FUNCTIONAL BIOINFORMATICS: THE CELLULAR RESPONSE DATABASE

James Sorace^1,2,3, Kip Canfield¹, Steven Russell¹

1 Department of Information Systems, University of Maryland Baltimore County, ²The Department of Pathology and Laboratory Service Baltimore VA Medical Center, ³ Department of Pathology, University of Maryland at Baltimore School of Medicine, Baltimore, Maryland

Received 4/3/97 Accepted 10/24/97

3. METHODS

This project required three distinct phases of development. First, it was necessary to conceptually model the type of experimental design used in this field. Many cellular response experiments can be modeled as in figure 1.

Figure 1: Experimental notation for the Cellular Response Database. Agents A1 to An are added to identical test cell populations at time (T) and concentrations (Cx). The test agent At (bold arrow) is added only to the experimental group. The control agent Ac (dashed arrow) may be added to the control group. A biological response between the groups is then measured.

Three types of biological entities are involved, the test cell population, the target gene/protein whose activity is assayed, and agents that are tested to see if they alter the target gene's expression or activity. These agents include protein molecules such as cytokines, sterol hormones or drugs. Their common property is that, at a specific time point in the experiment, the investigator adds them at a predetermined concentration. It must be remembered that various combinations of agents may be used within any experiment, and that dose response and kinetic data may be presented. However, appropriate experimental design allows comparisons between two groups of test cells that differ only by treatment with one agent. In figure 1, this is shown with a bold arrow and it represents the test agent.

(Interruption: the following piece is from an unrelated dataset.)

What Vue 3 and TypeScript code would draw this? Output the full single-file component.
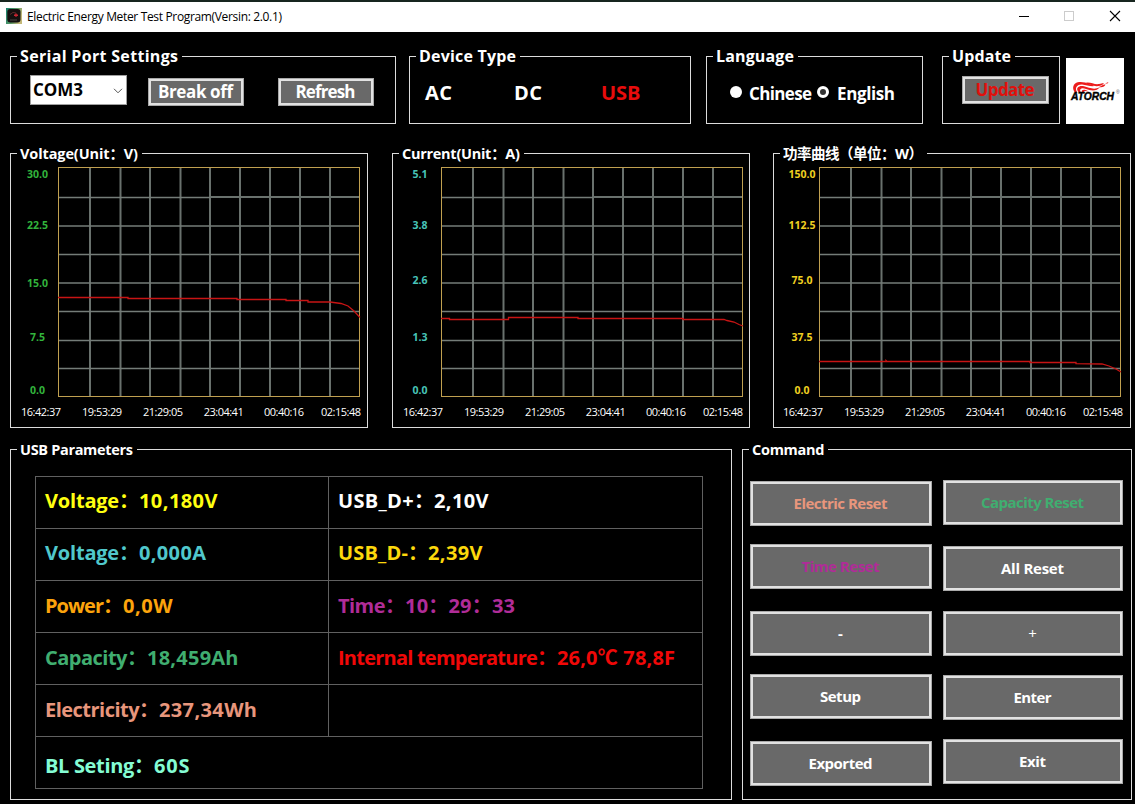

In the thalidomide example noted above, LPS is present in both the experimental and control groups. Thalidomide is present only in the experimental group and is defined as the test agent. In other experimental designs, in addition to the test agent, a control agent must also be defined. In figure 1, this is shown with a dashed arrow. The control agent is added only to the control population of cells. In the thalidomide example noted above, a biologically inert thalidomide analog can be used as a control agent. In antisense experiments, the control agent may be an oligonucleotide with different sequence that is identical in composition to the test agent. Alternatively, if the test agent is an antibody, it would be an antibody of the same isotype with differing specificity. An experiment must always have one test agent. However, it may have several other agents, one of which may be a control agent. Table 1 gives several examples of how this notation is used.

The next phase of development consisted of several rounds of data modeling based on the experimental model discussed above. This resulted in the relational database schema presented in figure 2. This schema enables queries to be performed on test cell populations, the target protein, and the agents that are being tested. We have attempted to store important information associated with each of the experimental entities. For example, the target cell population may be a cell line (cloned or polyclonal), or primary culture (e.g. murine peritoneal exudate cells). The data model also supports searching by species, cell name, cell type, ATCC number, or organ of origin. Additional relevant data such as cellular concentration or culture conditions can be stored in a memo field in the database, or linked information in an electronic manuscript. Secondly, the gene/protein target can be referenced by name, species or GenBank number thus linking the target gene of interest to current sequence databases. The gene/protein target may be detected experimentally in several ways. In the thalidomide examples noted above this has included enzyme linked immunosorbent assay (ELISA) measurements of protein target (TNF-alpha), Northern blot measurement of the mRNA, or bioassay (L929 cell cytotoxicity). This broad range of possible detection systems, and the lack of numerical quantitation of many of them (e.g. bands on a Northern blot), is one of the major challenges for the database designer. In our implementation, we have adopted several approaches. First, a qualitative description of the change is entered (table 2) along with the type of detection assay used (ELISA, cytotoxicity, Northern blotting). Secondly, quantitative values and their units can also be defined and entered.

Figure 2: The data model for the Cellular Response Database: The most recent data model for this database is displayed.

The database stores the qualitative interpretation of the response pattern in the Assay Table. In addition, numerical data can also be stored by the database.

In some cases, assays may be run in which a specific gene/protein target is not measured, but a general biological property is. For example, considerable public domain data exist on the growth inhibition of tumor cell lines (6). The CRD can handle this type of data without modification by defining the gene/protein target as "none" (a null default value), and the assay type as GI50 (for growth inhibition 50%). Finally, a figure and caption can be linked. Also, as noted above, additional information can be stored in text fields or obtained if necessary by linking to a manuscript. Next, a Microsoft Access database has been developed and populated with data derived from several literature references. Several queries of this database are accessible through a CGI interface.